The Equality and Human Rights Commission’s submission to the court, meanwhile, argues that the Care Act “represents a re-focusing of the statutory framework for the provision of adult social care, in accordance with the UNCRPD and in particular Article 19, which puts the disabled person at the centre of all decisions”.
Justice Morris’s High Court judgment, the EHRC argues, incorrectly emphasised the lack of direct rights and obligations created by the UNCRPD within UK law. The judge failed to recognise that the Care Act “intended to apply these principles and should be interpreted accordingly”, its submission says.
The document notes a government response to a 2016 UN committee report that criticised how well the Care Act aligns with Article 19, in the wake of welfare reforms and local authority budget cuts.
In the response, the government said: “The wellbeing principle is intended to cover the key components of independent living, as expressed in the UNCRPD (in particular, Article 19 of the Convention).
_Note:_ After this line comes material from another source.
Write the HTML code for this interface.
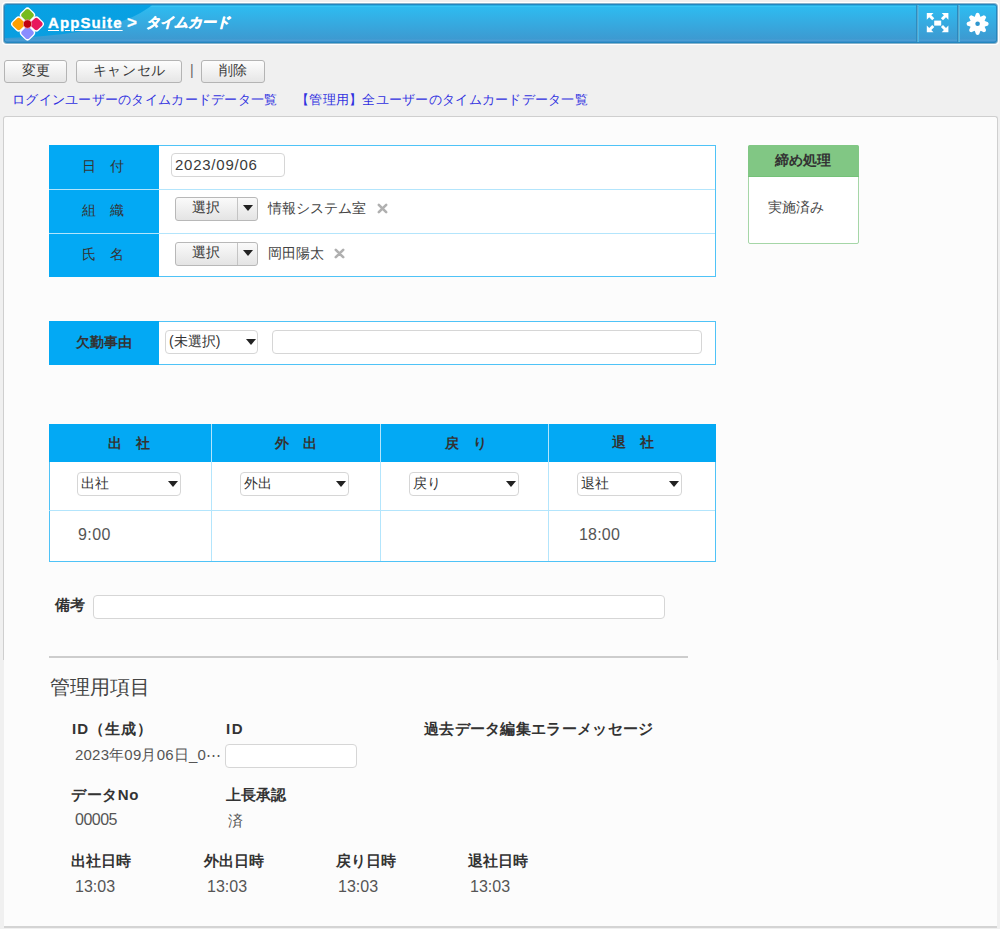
<!DOCTYPE html>
<html><head><meta charset="utf-8">
<style>
*{box-sizing:border-box}
html,body{margin:0;padding:0}
body{width:1000px;height:929px;background:#f0f0f0;position:relative;overflow:hidden;font-family:"Liberation Sans",sans-serif;color:#333;font-size:14px}
.a{position:absolute;white-space:nowrap}
.hdr{left:2px;top:2px;width:997px;height:43px;background:#fff;border-radius:4px}
.hdr-b{position:absolute;left:1px;top:1px;width:995px;height:41px;background:#8ab3cb;border-radius:4px}
.hdr-c{position:absolute;left:1px;top:1px;width:993px;height:39px;background:#2386bf;border-radius:3px}
.hdr-in{position:absolute;left:1px;top:1px;width:991px;height:37px;border-radius:2px;background:linear-gradient(#2aaee2 0 1px,#38c4f4 1px 2px,#2ebbf0 2px,#3d9ad1 34px,#4a9dd4 35px 36px,#3a90cc 36px);overflow:hidden}
.btn{position:absolute;height:23px;border:1px solid #b4b4b4;border-radius:3px;background:linear-gradient(#fdfdfd,#e6e6e6);text-align:center;line-height:18px;font-size:14px;color:#383838}
.lnk{color:#3030e0;font-size:13.3px;letter-spacing:0.27px}
.cont{left:3px;top:116px;width:995px;height:544px;border:1px solid #cfcfcf;border-bottom:none;border-radius:3px 3px 0 0;background:#fcfcfc}
.cont2{left:4px;top:659px;width:993px;height:269px;background:#fcfcfc;border-bottom:2px solid #d4d4d4}
.lbl{position:absolute;background:#03a9f4;color:#333;text-align:center;font-size:14px}
.tbl{position:absolute;background:#fff;border:1px solid #4fc3f7}
.sep{position:absolute;height:1px;background:#b3e5fc}
.vsep{position:absolute;width:1px;background:#b3e5fc}
.inp{position:absolute;background:#fff;border:1px solid #d6d6d6;border-radius:4px}
.sel{position:absolute;background:#fff;border:1px solid #d6d6d6;border-radius:4px;font-size:14px;color:#333;line-height:21px;padding-left:3px}
.tri{position:absolute;width:0;height:0;border-left:5px solid transparent;border-right:5px solid transparent;border-top:6px solid #222}
.sbtn{position:absolute;height:24px;border:1px solid #b8b8b8;border-radius:3px;background:linear-gradient(#fafafa,#e4e4e4)}
.b{font-weight:bold}
.gloss{position:absolute;left:-165px;top:-63px;width:320px;height:96px;border-radius:50%;background:linear-gradient(#00a8ea,#0a9ee0)}
.t{position:absolute;white-space:nowrap;line-height:1}
</style></head><body>

<!-- header -->
<div class="a hdr"><div class="hdr-b"><div class="hdr-c"><div class="hdr-in">
<div class="gloss"></div>
<div class="a" style="left:911px;top:0;width:1px;height:40px;background:#2c8cc0"></div>
<div class="a" style="left:912px;top:0;width:1px;height:40px;background:#5aa8cc"></div>
<div class="a" style="left:913px;top:0;width:1px;height:40px;background:#48b8ea"></div>
<div class="a" style="left:952px;top:0;width:1px;height:40px;background:#2c88bc"></div>
<div class="a" style="left:953px;top:0;width:1px;height:40px;background:#5aa8cc"></div>
<div class="a" style="left:954px;top:0;width:1px;height:40px;background:#50bce6"></div>
</div></div></div></div>
<svg class="a" style="left:0;top:0" width="60" height="50" viewBox="0 0 60 50">
<g transform="translate(27.5,24)">
<g stroke="#fff" stroke-width="1.3">
<rect x="-5.8" y="-5.8" width="11.6" height="11.6" rx="3" fill="#77bb1e" transform="translate(0,-8.8) rotate(45)"/>
<rect x="-5.8" y="-5.8" width="11.6" height="11.6" rx="3" fill="#ff9f00" transform="translate(-8.8,0) rotate(45)"/>
<rect x="-5.8" y="-5.8" width="11.6" height="11.6" rx="3" fill="#e8175d" transform="translate(8.8,0) rotate(45)"/>
<rect x="-5.8" y="-5.8" width="11.6" height="11.6" rx="3" fill="#8a8cff" transform="translate(0,8.8) rotate(45)"/>
</g>
<circle r="4.2" fill="#c00010" stroke="#f0a0a8" stroke-width="0.8"/>
</g></svg>
<div class="t b" style="left:48px;top:15px;font-size:15px;color:#fff;letter-spacing:1.1px;text-decoration:underline;text-underline-offset:2px;-webkit-text-stroke:0.35px #fff">AppSuite</div>
<div class="t b" style="left:127px;top:14px;font-size:17px;color:#fff;-webkit-text-stroke:0.3px #fff">&gt;</div>
<div class="t b" style="left:146px;top:15px;font-size:14px;color:#fff;font-style:italic;-webkit-text-stroke:0.45px #fff">タイムカード</div>
<svg class="a" style="left:924px;top:10px" width="28" height="26" viewBox="0 0 28 26">
<g fill="#fff">
<rect x="10.2" y="10.6" width="7" height="5"/>
<path d="M2.8 3 L9.5 3 L7.3 5.2 L10.3 8.2 L8.2 10.3 L5.2 7.3 L2.8 9.7 Z"/>
<path d="M24.4 3 L17.7 3 L19.9 5.2 L16.9 8.2 L19 10.3 L22 7.3 L24.4 9.7 Z"/>
<path d="M2.8 22.2 L9.5 22.2 L7.3 20 L10.3 17 L8.2 14.9 L5.2 17.9 L2.8 15.5 Z"/>
<path d="M24.4 22.2 L17.7 22.2 L19.9 20 L16.9 17 L19 14.9 L22 17.9 L24.4 15.5 Z"/>
</g></svg>
<svg class="a" style="left:964px;top:10px" width="28" height="28" viewBox="0 0 28 28">
<g transform="translate(13.6,13.8)" fill="#fff">
<circle r="7.4"/>
<g id="tooth"><path d="M-3.2 -6 L-1.6 -10.4 Q0 -11.8 1.6 -10.4 L3.2 -6 Z"/></g>
<use href="#tooth" transform="rotate(45)"/><use href="#tooth" transform="rotate(90)"/><use href="#tooth" transform="rotate(135)"/>
<use href="#tooth" transform="rotate(180)"/><use href="#tooth" transform="rotate(225)"/><use href="#tooth" transform="rotate(270)"/><use href="#tooth" transform="rotate(315)"/>
<circle r="2.3" fill="#2e96ce"/>
</g></svg>

<!-- buttons -->
<div class="btn" style="left:4px;top:60px;width:63px">変更</div>
<div class="btn" style="left:76px;top:60px;width:106px;letter-spacing:0.7px;text-indent:0.7px">キャンセル</div>
<div class="a" style="left:190px;top:62px;font-size:14px;color:#666">|</div>
<div class="btn" style="left:201px;top:60px;width:64px">削除</div>

<div class="a lnk" style="left:12px;top:91px">ログインユーザーのタイムカードデータ一覧</div>
<div class="a lnk" style="left:296px;top:91px">【管理用】全ユーザーのタイムカードデータ一覧</div>

<div class="a cont"></div>
<div class="a cont2"></div>

<!-- table 1 -->
<div class="tbl" style="left:49px;top:145px;width:667px;height:132px"></div>
<div class="lbl" style="left:49px;top:145px;width:110px;height:132px"></div>
<div class="sep" style="left:49px;top:189px;width:666px"></div>
<div class="sep" style="left:49px;top:233px;width:666px"></div>
<div class="t" style="left:82px;top:159px"><span style="word-spacing:10px">日 付</span></div>
<div class="t" style="left:82px;top:203px"><span style="word-spacing:10px">組 織</span></div>
<div class="t" style="left:82px;top:247px"><span style="word-spacing:10px">氏 名</span></div>

<div class="inp" style="left:171px;top:153px;width:114px;height:24px"></div>
<div class="t" style="left:175px;top:157px;font-size:15px;letter-spacing:0.75px;color:#3a3a3a">2023/09/06</div>

<div class="sbtn" style="left:175px;top:197px;width:83px"></div>
<div class="a" style="left:237px;top:198px;width:1px;height:22px;background:#c4c4c4"></div>
<div class="t" style="left:192px;top:200px">選択</div>
<div class="tri" style="left:243px;top:205px"></div>
<div class="t" style="left:268px;top:201px;color:#444">情報システム室</div>
<svg class="a" style="left:376px;top:202px" width="13" height="13" viewBox="0 0 13 13"><path d="M2.8 2.8 L10.2 10.2 M10.2 2.8 L2.8 10.2" stroke="#b0b0b0" stroke-width="2.6" stroke-linecap="round"/></svg>

<div class="sbtn" style="left:175px;top:242px;width:83px"></div>
<div class="a" style="left:237px;top:243px;width:1px;height:22px;background:#c4c4c4"></div>
<div class="t" style="left:192px;top:245px">選択</div>
<div class="tri" style="left:243px;top:250px"></div>
<div class="t" style="left:268px;top:246px;color:#444">岡田陽太</div>
<svg class="a" style="left:333px;top:247px" width="13" height="13" viewBox="0 0 13 13"><path d="M2.8 2.8 L10.2 10.2 M10.2 2.8 L2.8 10.2" stroke="#b0b0b0" stroke-width="2.6" stroke-linecap="round"/></svg>

<!-- shime box -->
<div class="a" style="left:748px;top:145px;width:111px;height:99px;border:1px solid #a5d6a7;background:#fff;border-radius:2px"></div>
<div class="a" style="left:748px;top:145px;width:111px;height:32px;background:#81c784;border-bottom:1px solid #74c178;border-radius:2px 2px 0 0"></div>
<div class="t b" style="left:775px;top:153px">締め処理</div>
<div class="t" style="left:768px;top:200px;color:#444">実施済み</div>

<!-- table 2 -->
<div class="tbl" style="left:49px;top:321px;width:667px;height:44px"></div>
<div class="lbl" style="left:49px;top:321px;width:110px;height:44px"></div>
<div class="t b" style="left:76px;top:335px">欠勤事由</div>
<div class="sel" style="left:165px;top:330px;width:93px;height:24px">(未選択)</div>
<div class="tri" style="left:246px;top:339px"></div>
<div class="inp" style="left:272px;top:330px;width:430px;height:24px"></div>

<!-- table 3 -->
<div class="tbl" style="left:49px;top:424px;width:667px;height:138px"></div>
<div class="lbl" style="left:49px;top:424px;width:667px;height:38px"></div>
<div class="vsep" style="left:211px;top:424px;height:137px"></div>
<div class="vsep" style="left:380px;top:424px;height:137px"></div>
<div class="vsep" style="left:548px;top:424px;height:137px"></div>
<div class="sep" style="left:49px;top:510px;width:666px"></div>
<div class="t b" style="left:108px;top:436px"><span style="word-spacing:10px">出 社</span></div>
<div class="t b" style="left:275px;top:436px"><span style="word-spacing:10px">外 出</span></div>
<div class="t b" style="left:445px;top:436px"><span style="word-spacing:10px">戻 り</span></div>
<div class="t b" style="left:612px;top:435px"><span style="word-spacing:10px">退 社</span></div>

<div class="sel" style="left:77px;top:472px;width:104px;height:24px">出社</div>
<div class="tri" style="left:168px;top:481px"></div>
<div class="sel" style="left:240px;top:472px;width:109px;height:24px">外出</div>
<div class="tri" style="left:336px;top:481px"></div>
<div class="sel" style="left:409px;top:472px;width:110px;height:24px">戻り</div>
<div class="tri" style="left:506px;top:481px"></div>
<div class="sel" style="left:577px;top:472px;width:105px;height:24px">退社</div>
<div class="tri" style="left:669px;top:481px"></div>

<div class="t" style="left:78px;top:527px;font-size:16px;letter-spacing:0.4px;color:#555">9:00</div>
<div class="t" style="left:579px;top:527px;font-size:16px;letter-spacing:0.2px;color:#555">18:00</div>

<!-- biko -->
<div class="t b" style="left:55px;top:597px;font-size:15px">備考</div>
<div class="inp" style="left:93px;top:595px;width:572px;height:24px"></div>

<div class="a" style="left:49px;top:656px;width:639px;height:2px;background:#cdcdcd"></div>

<!-- admin -->
<div class="t" style="left:50px;top:678px;font-size:19.5px;color:#444">管理用項目</div>

<div class="t b" style="left:72px;top:721px;font-size:15px;letter-spacing:1px">ID（生成）</div>
<div class="t b" style="left:226px;top:721px;font-size:15px;letter-spacing:1.5px">ID</div>
<div class="t b" style="left:424px;top:721px;font-size:15px;letter-spacing:0.3px">過去データ編集エラーメッセージ</div>
<div class="t" style="left:75px;top:747px;font-size:15px;letter-spacing:0.2px;color:#555">2023年09月06日_0⋯</div>
<div class="inp" style="left:225px;top:744px;width:132px;height:24px"></div>

<div class="t b" style="left:71px;top:787px;font-size:15px;letter-spacing:0.6px">データNo</div>
<div class="t b" style="left:226px;top:787px;font-size:15px">上長承認</div>
<div class="t" style="left:75px;top:812px;font-size:16px;letter-spacing:-0.5px;color:#555">00005</div>
<div class="t" style="left:228px;top:813px;font-size:15px;color:#555">済</div>

<div class="t b" style="left:71px;top:853px;font-size:15px">出社日時</div>
<div class="t b" style="left:204px;top:853px;font-size:15px">外出日時</div>
<div class="t b" style="left:336px;top:853px;font-size:15px">戻り日時</div>
<div class="t b" style="left:468px;top:853px;font-size:15px">退社日時</div>
<div class="t" style="left:75px;top:879px;font-size:16px;color:#555">13:03</div>
<div class="t" style="left:207px;top:879px;font-size:16px;color:#555">13:03</div>
<div class="t" style="left:338px;top:879px;font-size:16px;color:#555">13:03</div>
<div class="t" style="left:470px;top:879px;font-size:16px;color:#555">13:03</div>

</body></html>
Supporting people to live as independently as possible, for as long as possible, is a guiding principle of the Care Act.”
Rebecca Hilsenrath, the EHRC’s chief executive, described Davey’s case as an important one that would give disabled people a “louder voice” when their needs are being assessed.
“Disabled people must be able to live independently and take part in activities others take for granted,” Hilsenrath said. “When assessing the needs of disabled people the local authority should consider the person’s ability to have a social life and be an active member of their community, not just basic home care needs.”
Davey is appealing on the grounds that Justice Morris made “very significant errors” when rejecting his argument that a risk to his wellbeing would arise if his team of personal assistants broke up because of the proposed reduction in their terms and conditions.
The case will be heard at 10.30am on Thursday 17 August.
Inclusion London will stage a vigil outside the court from 9.15am.